Attached to the first end face of the tool carrier 6 is a cutting tool 16. As can be seen in FIG. 2, the cutting tool 16 is in the form of an indexable cutting insert. For attaching the cutting tool 16 on the tool carrier 6, a tool attachment part 17 is used which itself is attached to the first end face of the tool carrier 6 by means of a fastening screw 18. For this purpose, the fastening screw 18 is screwed into an internal thread provided in a central bore 7 of the tool carrier 6. The central bore 7 extends centrally from the first to the second end face through the entire tool carrier 6.
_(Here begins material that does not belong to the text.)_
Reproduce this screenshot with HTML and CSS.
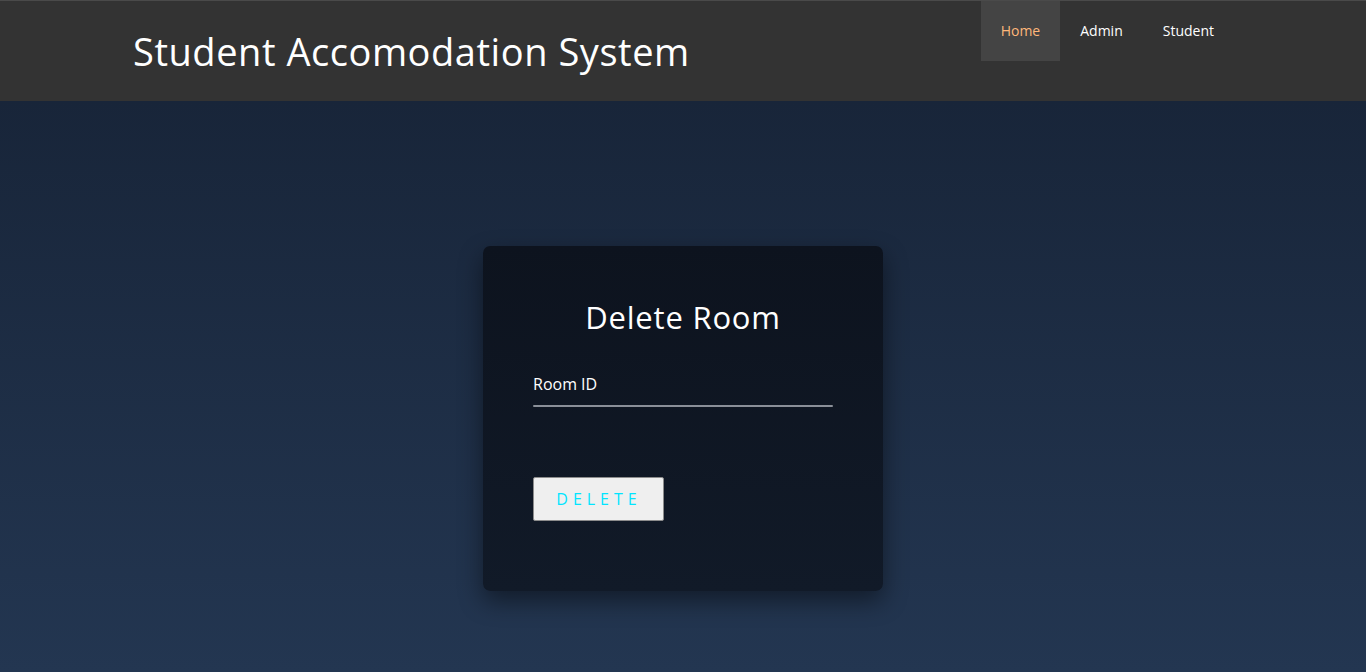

For displacing the tool carrier 6 in a transversal direction relative to the tool body 1, a motor 9 is arranged within the tool body 1 in the region of the second end face of the tool carrier 6. The motor 9, which is fixed in position relative to the tool body 1, is an electric DC-motor with an outer stator 10 and an inner rotor 11. The rotor 11 has a drive shaft 12 which extends into the central bore 7 of the tool carrier 6. The drive shaft 12 has an outer thread which engages with an inner thread provided in a nut 8. The nut 8 is fixed in a torque proof manner within the central bore 7 of the tool carrier 6. In different embodiments, the nut 8 could also be made in one piece with the tool carrier 6. Thus, by rotating the drive shaft 12, the tool carrier 6 can be displaced in a transverse direction within the transversal opening 2 due to the mutual engagement of the threads of the drive shaft 12 and the nut 8.

By displacing the tool carrier 6 in a transversal direction, the boring head can be adjusted to different boring diameters and the wear of the cutting tool 16 can be compensated for during the boring operations.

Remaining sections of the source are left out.